- The market town of Bourne, Lincolnshire, England -

St Peter's Pool

St Peter's Pool in summer

THE HISTORIC CENTRE of the town is St Peter's Pool or the Wellhead for around this natural feature sprang the early settlement that was to become Bourne.

Today, it is a circular, clay-lined and embanked pool reputedly filled by seven springs and would have provided an abundant supply of water for the early settlers. This is a direct contrast to today when water is a valuable commercial commodity and supplies from Bourne are piped to other districts and in times of shortage, St Peter's Pool dries up for weeks at a time and this picturesque part of the town becomes a morass of mud and weeds.

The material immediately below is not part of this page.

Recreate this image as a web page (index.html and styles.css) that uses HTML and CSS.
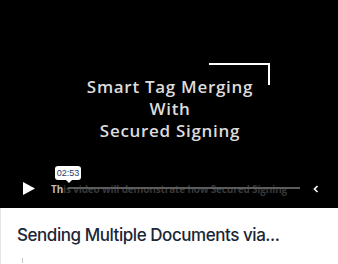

The pool is possibly one of the most ancient sites of artesian water supply in the country and has figured prominently in the development of the town. It now forms part of the memorial gardens and it is this spring, or the stream that flows from it, that gives Bourne its name from the Old English word burna which was common in the early Anglo-Saxon period and is found in its modern form, particularly in Scotland, as burn meaning stream or spring. Many other English place names have a similar derivation with burn, borne or bourne as an ending to denote a river or stream in the vicinity.

The footpath that follows the stream past the site of the former St Peter's Hospital, now re-developed by Warners Midland plc as a new printing hall, originally skirted another large pond known as the horse pool, so called because it sloped gently at one end to allow horse and cart together to enter the water to be washed in the clear spring water.

In July 1999, a pair of black swans, indigenous to Australia and Tasmania, made their home at St Peter’s Pool. The black swan is a handsome bird with dark, curly feathers, a bright red bill and white wing feathers that show only in flight. It appears on the armorial standard of Western Australia where the Dutch discovered it in 1697. The Dutch took it to Batavia and thence to Europe where the existence of a black swan was regarded with amazement. Like the mute swan, it has been successfully domesticated and raised in captivity and this pair were a gift from the Wildfowl Trust and a shelter has been made on the side of the pool where they have bred several cygnets every year since, although they are always banished by their parents on reaching adulthood and fly off to live elsewhere.